UMass Medical School focuses on opioid prescribing practices
- Medical School
Terence R. Flotte, MD, and Dennis M. Dimitri, MD, met with Massachusetts Gov. Charlie Baker on Sept. 2 to talk about the future of medical education related to pain management and opioid prescribing practices.
Dr. Flotte, the Celia and Isaac Haidak Professor of Medical Education, executive deputy chancellor, provost and dean of the School of Medicine, applauded the governor and Department of Public Health Commissioner Monica Bharel, MD, MPH, for pulling together representatives from the four medical schools in the commonwealth to discuss how they can help address the opioid crisis. UMass Medical School, Boston University School of Medicine, Harvard Medical School and Tufts School of Medicine are taking part in the initiative.
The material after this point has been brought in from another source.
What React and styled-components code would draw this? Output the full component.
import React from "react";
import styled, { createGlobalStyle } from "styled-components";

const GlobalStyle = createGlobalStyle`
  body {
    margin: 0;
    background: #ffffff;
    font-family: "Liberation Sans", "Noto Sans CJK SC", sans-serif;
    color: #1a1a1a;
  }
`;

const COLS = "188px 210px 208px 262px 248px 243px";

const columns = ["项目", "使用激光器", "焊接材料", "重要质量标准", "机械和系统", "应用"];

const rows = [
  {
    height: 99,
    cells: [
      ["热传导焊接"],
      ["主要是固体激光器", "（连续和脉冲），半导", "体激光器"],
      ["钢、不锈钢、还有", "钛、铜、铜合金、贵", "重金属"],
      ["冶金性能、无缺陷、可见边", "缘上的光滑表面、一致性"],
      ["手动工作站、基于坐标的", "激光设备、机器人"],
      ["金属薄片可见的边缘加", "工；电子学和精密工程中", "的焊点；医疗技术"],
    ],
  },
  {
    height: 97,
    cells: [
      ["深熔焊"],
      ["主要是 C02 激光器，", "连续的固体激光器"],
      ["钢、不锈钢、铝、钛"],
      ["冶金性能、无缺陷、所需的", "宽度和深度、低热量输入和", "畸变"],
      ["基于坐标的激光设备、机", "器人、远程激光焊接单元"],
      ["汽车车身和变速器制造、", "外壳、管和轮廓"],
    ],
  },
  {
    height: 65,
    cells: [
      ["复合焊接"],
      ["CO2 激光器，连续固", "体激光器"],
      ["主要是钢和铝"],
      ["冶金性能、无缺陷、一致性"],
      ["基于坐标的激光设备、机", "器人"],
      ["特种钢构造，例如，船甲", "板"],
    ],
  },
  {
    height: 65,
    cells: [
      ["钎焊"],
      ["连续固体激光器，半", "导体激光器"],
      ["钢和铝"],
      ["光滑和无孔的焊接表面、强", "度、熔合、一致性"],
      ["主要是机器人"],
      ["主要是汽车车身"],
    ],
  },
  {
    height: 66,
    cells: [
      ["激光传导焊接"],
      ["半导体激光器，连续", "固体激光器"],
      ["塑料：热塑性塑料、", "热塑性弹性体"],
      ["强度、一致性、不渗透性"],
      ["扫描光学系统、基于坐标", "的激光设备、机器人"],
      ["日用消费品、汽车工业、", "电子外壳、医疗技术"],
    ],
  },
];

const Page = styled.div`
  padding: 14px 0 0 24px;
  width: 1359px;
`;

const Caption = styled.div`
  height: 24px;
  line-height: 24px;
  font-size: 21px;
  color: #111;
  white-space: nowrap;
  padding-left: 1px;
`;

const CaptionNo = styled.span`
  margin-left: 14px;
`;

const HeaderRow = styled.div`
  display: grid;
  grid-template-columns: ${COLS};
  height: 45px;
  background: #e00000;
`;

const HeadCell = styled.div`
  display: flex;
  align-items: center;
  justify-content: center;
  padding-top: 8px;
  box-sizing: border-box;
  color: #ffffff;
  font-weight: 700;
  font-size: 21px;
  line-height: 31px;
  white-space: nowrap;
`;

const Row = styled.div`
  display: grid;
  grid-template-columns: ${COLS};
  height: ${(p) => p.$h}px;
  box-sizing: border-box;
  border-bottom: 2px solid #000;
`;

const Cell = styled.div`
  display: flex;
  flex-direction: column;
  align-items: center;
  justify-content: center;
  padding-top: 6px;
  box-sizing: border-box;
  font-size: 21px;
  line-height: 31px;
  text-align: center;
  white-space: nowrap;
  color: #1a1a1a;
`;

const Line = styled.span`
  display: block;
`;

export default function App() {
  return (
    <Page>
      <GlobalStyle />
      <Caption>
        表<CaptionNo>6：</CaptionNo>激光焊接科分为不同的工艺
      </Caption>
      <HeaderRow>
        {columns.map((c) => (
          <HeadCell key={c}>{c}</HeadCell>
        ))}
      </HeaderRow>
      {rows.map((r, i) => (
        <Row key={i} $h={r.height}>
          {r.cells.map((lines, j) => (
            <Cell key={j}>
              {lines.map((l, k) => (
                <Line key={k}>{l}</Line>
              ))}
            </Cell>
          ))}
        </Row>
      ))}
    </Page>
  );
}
“We, the four deans of the four medical schools in Massachusetts, are committed to working together over the next several months to create this set of core competencies that you’ve called for around opioid prescribing so that we may begin to have effective prevention at the front end in terms of prescription drug abuse,” Flotte said during a news conference after meeting with Gov. Baker.
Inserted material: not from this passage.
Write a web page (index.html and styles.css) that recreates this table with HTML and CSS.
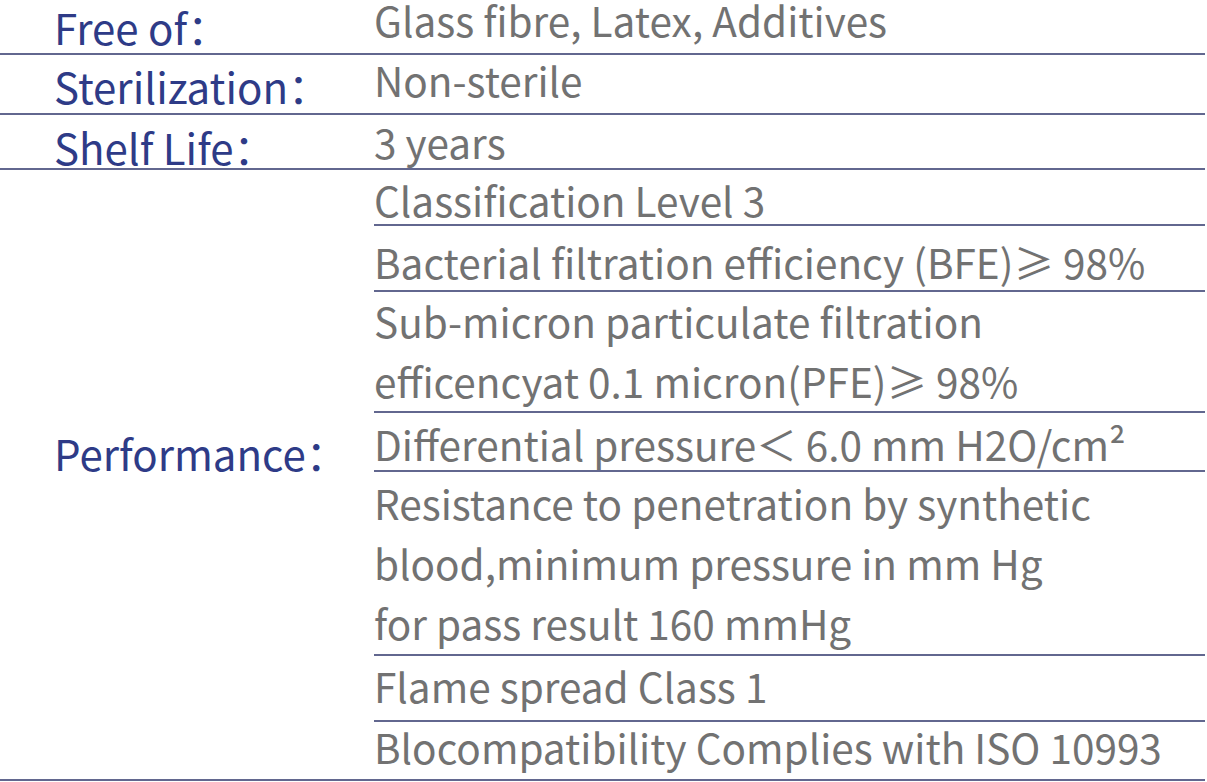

“Massachusetts is home to the best medical care in the world. We are a national leader in cutting-edge diagnostics and innovative technologies to treat complex conditions,” said Dr. Dimitri, clinical associate professor of family medicine & community health and president of the Massachusetts Medical Society.
“With this collaboration, we are again setting a new standard, this time for giving our young medical students and residents enhanced education to manage pain properly, while identifying addictive behaviors and getting patients into treatment, when needed,” Dimitri said.